The stripe size is a largely debated topic. There is no
ideal stripe size but certain sizes work best with certain
applications. The performance effects of increasing or decreasing
stripe size are apparent. Using a small stripe size will
enable files to be broken up more and distributed across
the drives. The transfer performance will increase due to
the increased parallelism. However, this also increases
the randomness of the position of each piece of the file.
Using a large stripe size will do the opposite of decreasing
the size. The data will be less distributed and transfer
performance is decreased. The randomness is decreased as
well.

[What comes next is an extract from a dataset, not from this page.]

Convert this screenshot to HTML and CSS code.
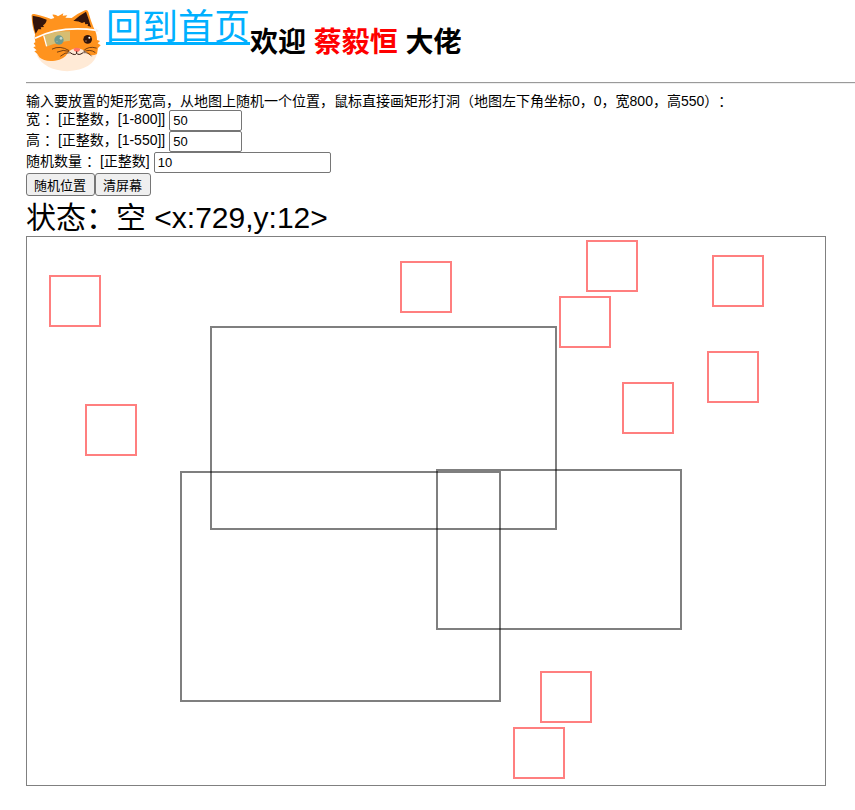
FILE: index.html
```html
<!DOCTYPE html>
<html lang="zh-CN">
<head>
<meta charset="utf-8">
<title>随机矩形</title>
<link rel="stylesheet" href="styles.css">
</head>
<body>
<header class="header">
  <svg class="avatar" viewBox="18 0 240 240" aria-hidden="true">
    <path fill="#ffead6" d="M50 165Q62 150 150 142Q220 140 231 160Q222 208 142 214Q72 210 50 165Z"/>
    <path fill="#ff931e" d="M35 50Q33 40 43 42Q75 50 93 57L103 54L97 44Q108 43 114 49L130 40L128 47L142 46L136 53L155 54Q170 42 195 31Q202 28 205 36Q213 65 221 83Q231 100 231 120L240 123L233 130L242 136L234 144L231 162Q215 170 204 162Q190 146 170 145Q151 147 144 158Q133 178 105 182Q74 186 58 172L52 162L43 154L50 151L40 142L47 139L41 130L46 127Q43 112 45 103Q36 80 35 50Z"/>
    <path fill="#35150c" d="M38 47Q60 50 80 59Q79 70 69 76L72 81L62 82L64 88L55 88L47 101Q37 72 38 47ZM160 63Q178 46 198 35Q208 61 213 82Q208 78 203 78L204 72L196 73L194 66L186 69Q175 62 160 63Z"/>
    <circle cx="203" cy="118" r="13" fill="#30150c"/><circle cx="208" cy="113" r="3" fill="#fff"/><circle cx="198" cy="123" r="2" fill="#b98f70"/>
    <path fill="#d7bd72" d="M72 107Q109 91 150 94V122Q117 125 82 139Z"/>
    <circle cx="117" cy="120" r="14" fill="#6f9b90"/><circle cx="123" cy="115" r="4" fill="#c9d8cc"/><circle cx="111" cy="124" r="2" fill="#a5bcb0"/>
    <path d="M45 115Q120 76 231 91" fill="none" stroke="#fff" stroke-width="5"/>
    <path d="M71 106L80 139" stroke="#fff" stroke-width="4"/>
    <path d="M226 84L237 93L229 97Z" fill="#f5f1f4"/>
    <path fill="#ff7468" d="M160 146Q170 141 181 146Q180 154 170 156Q161 154 160 146Z"/>
    <g fill="none" stroke="#30150c" stroke-linecap="round"><path stroke-width="3" d="M170 155V160Q165 168 152 159M170 160Q176 168 188 159"/><path stroke-width="2" d="M97 147Q120 135 146 151M112 156Q130 147 147 154M122 168Q134 156 151 158M191 152Q205 137 229 144M192 155Q210 146 225 157M191 158Q206 156 214 168"/></g>
  </svg>
  <a class="home" href="#">回到首页</a>
  <h1 class="welcome">欢迎 <span class="name">蔡毅恒</span> 大佬</h1>
</header>
<hr class="divider">
<main>
  <p class="intro">输入要放置的矩形宽高，从地图上随机一个位置，鼠标直接画矩形打洞（地图左下角坐标0，0，宽800，高550）：</p>
  <div class="row"><label for="w">宽 ：[正整数，[1-800]]</label><input class="field short" id="w" type="text" value="50"></div>
  <div class="row"><label for="h">高 ：[正整数，[1-550]]</label><input class="field short" id="h" type="text" value="50"></div>
  <div class="row"><label for="n">随机数量 ：[正整数]</label><input class="field" id="n" type="text" value="10"></div>
  <div class="actions"><button class="btn" type="button">随机位置</button><button class="btn" type="button">清屏幕</button></div>
  <p class="status">状态：空 &lt;x:729,y:12&gt;</p>
  <svg class="map" viewBox="0 0 800 550">
    <rect class="frame" x="0.5" y="0.5" width="799" height="549"/>
    <g class="holes">
      <rect x="185" y="91" width="345" height="202"/>
      <rect x="155" y="236" width="319" height="229"/>
      <rect x="411" y="234" width="244" height="159"/>
    </g>
    <g class="placed">
      <rect x="24" y="40" width="50" height="50"/>
      <rect x="375" y="26" width="50" height="50"/>
      <rect x="561" y="5" width="50" height="50"/>
      <rect x="534" y="61" width="50" height="50"/>
      <rect x="687" y="20" width="50" height="50"/>
      <rect x="682" y="116" width="50" height="50"/>
      <rect x="597" y="147" width="50" height="50"/>
      <rect x="60" y="169" width="50" height="50"/>
      <rect x="515" y="436" width="50" height="50"/>
      <rect x="488" y="492" width="50" height="50"/>
    </g>
  </svg>
</main>
</body>
</html>
```
FILE: styles.css
```css
body {
  margin: 0;
  padding-left: 26px;
  background: #fff;
  color: #000;
  font: 14px/18px "Liberation Sans", "Noto Sans CJK SC", sans-serif;
  text-spacing-trim: space-all;
}
.header {
  display: flex;
  align-items: flex-start;
  height: 82px;
}
.avatar {
  width: 80px;
  height: 80px;
  flex: none;
}
.home {
  margin-top: 4px;
  color: #00b0ff;
  font-size: 36px;
  font-weight: 400;
  line-height: 48px;
  text-decoration: underline;
  text-decoration-thickness: 3px;
  text-decoration-skip-ink: none;
}
.welcome {
  margin: 24px 0 0;
  font-size: 28px;
  line-height: 38px;
}
.name { color: #f00; }
.divider {
  margin: 0 0 8px;
  border: 0 solid #eee;
  border-top: 1px solid #9a9a9a;
  border-bottom-width: 1px;
}
.intro { margin: 0; }
.row {
  display: flex;
  align-items: flex-start;
  gap: 4px;
  height: 21px;
}
.field {
  box-sizing: border-box;
  width: 177px;
  height: 21px;
  margin: 0;
  padding: 1px 3px;
  border: 1px solid #767676;
  border-radius: 2px;
  background: #fff;
  color: #000;
  font: 13px "Liberation Sans", "Noto Sans CJK SC", sans-serif;
}
.short { width: 73px; }
.actions { display: flex; }
.btn {
  box-sizing: border-box;
  height: 23px;
  margin: 0;
  padding: 0 8px 1px 7px;
  border: 1px solid #767676;
  border-radius: 3px;
  background: #efefef;
  color: #000;
  font: 13px "Liberation Sans", "Noto Sans CJK SC", sans-serif;
}
.status {
  margin: 0;
  padding-top: 4px;
  font-size: 30px;
  line-height: 36px;
}
.map {
  display: block;
  width: 100%;
  max-width: 800px;
}
.frame {
  fill: none;
  stroke: #808080;
}
.holes, .placed {
  fill: none;
  stroke-width: 2px;
  stroke-opacity: 0.5;
}
.holes { stroke: #000; }
.placed { stroke: #f00; }
```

The best way to find out the right stripe size for
your particular application is to experiment. Start out
with a medium stripe size and try decreasing or increasing
the size and recording the difference in over-all performance
How striping works: The data file that comes in is broken
up into blocks and distributed across the drives. If you
had more hard drives, each block would have been distributed
to those as well. Now if you want to move or transfer the
file somewhere, the controller accesses both drives simultaneously,
which is where the performance gain kicks in. It only takes
half the time to transfer the file. If you increase the
number of hard drives, the file will be transferred in a
fraction of a second as opposed to the time it takes to
transfer from 1 hard drive.